All of which meant that Keenan wasn’t getting much by way of help or input from the law. He was a freebooter, on his own, developing his sources and his information the hard, one-step-at-a-time way. If it became necessary to get rid of him, no lawman would care, or no more than usual.
As Parker had told Keenan, Dalesia was hard to get hold of. He had a phone but never answered it, had no machine on it, used it only for outgoing calls if he happened to be home. Parker could reach him eventually by sending a message to whoever was at that fax number Dalesia had given Elaine Langen. It would be good to let Dalesia know that this guy was lurking in the underbrush, but would it be necessary?
He hadn’t decided that question when he’d finished the drive back from the conversation with Keenan, but then it turned out the decision had been made for him. He came into the house, found Claire in her swimsuit just coming in from the lake, and she said, “Nick called. He left a number where you could call him, at six, or seven, or eight.”
It was now quarter past five. The number Dalesia had left would be a pay phone. “I’ll call him at six,” Parker said.
Outside the Mobil station where he’d waited in vain to see the Chevy Suburban was the phone-on-a-stick Parker used when he wanted to make a call that wouldn’t be monitored for training purposes. He got there just at six with a pocketful of change and dialed the number in upstate New York, and Dalesia answered on the first ring: “We got an event.”
“So have I,” Parker said. “Would yours be the same one? A guy named Keenan?”
“No, mine is Jake Beckham. He was shot.”
“Shot?” That made no sense. “The husband?”
“He’s not that kind.”
“How bad is he?”
“Hit in the leg, above the knee.”
“In the hospital?”
“Yeah, for a couple weeks. Actually, it’s not that far from where we wanted him, only now he’s gonna have a limp.”
“This isn’t what we wanted,” Parker said. “We didn’t want the law looking at him, wondering what he’s been up to lately, what did he have on the fire, who’s he been hanging around with.”
“That’s true,” Dalesia said. “We also didn’t want Jake’s reading on the thing.”
“Reading? What do you mean, reading?”
“Well,” Dalesia said, “he thinks you did it.”
 
; TWO
1
Gwen Reversa had decided to change her first name from Wendy even before she knew she was going to be a cop. The name Wendy just didn’t lend itself to the kind of respect she felt she deserved. Wendys were thought of as blondes, i.e., airheads. Well, Gwen Reversa, now Detective Second Grade Gwen Reversa, Massachusetts CID, couldn’t help it if she was a blonde, but she could help being a Wendy.
It was in a name-your-baby book that she learned that Wendy wasn’t even a proper name all by itself, though that’s what her mother had picked for her and that’s what it said on the birth certificate. But Wendy was actually a nickname, for Gwendolyn.

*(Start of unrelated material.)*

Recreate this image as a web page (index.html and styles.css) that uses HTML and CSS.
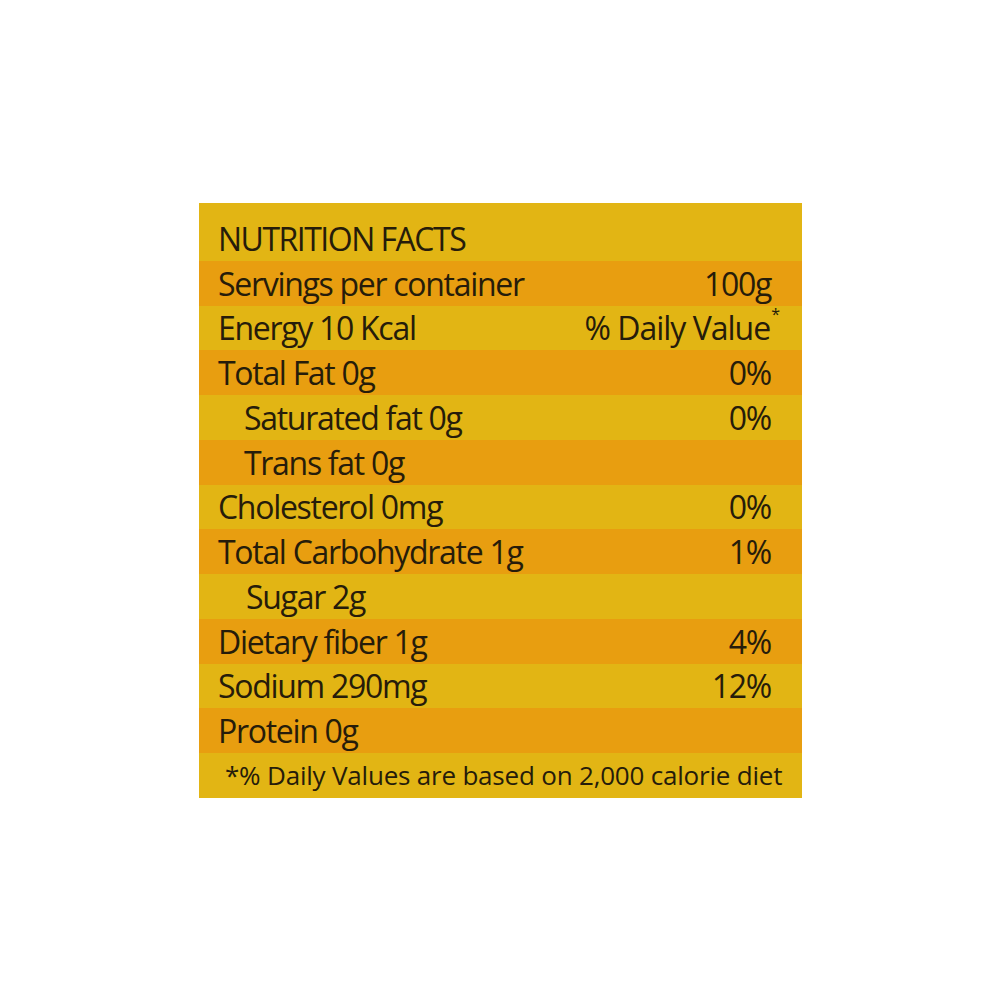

Well. Once she’d discovered that, it was nothing at all to switch herself from a nickname without gravitas—Wendy—to a nickname with: Gwen. She was now twenty-eight, and at this stage in her life only her immediate family and a few early pals from grade school even remembered she’d once been a Wendy, and she was pretty sure they usually forgot.
“Detective Second Grade Gwen Reversa, CID,” she told the wounded man in the hospital bed, and he wheezed a little, nodded his head on the pillow, and said, “Glad to see ya.” Would he be glad to see a Wendy? Nah.
“You feel strong enough to talk, Mr. Beckham?”
“Sure, if I had anything to say,” he told her. “They missed my lung by about three feet.”
She laughed, mostly to put him at his ease, and pulled over one of the room’s two chrome-and-green-vinyl chairs. Since he was a crime victim, and the perp might be interested in a follow-up question, Mr. Jake Beckham was in a private room.
Gwen took two notebooks and a pen from her shoulder bag, then put the bag on the floor and moved the chair so the shoulder bag strap looped around one leg, which is how you learned to keep control of your bag when you had a gun in it. Then she sat on the chair, opened one of the notebooks, and said, “Want to tell me about it?”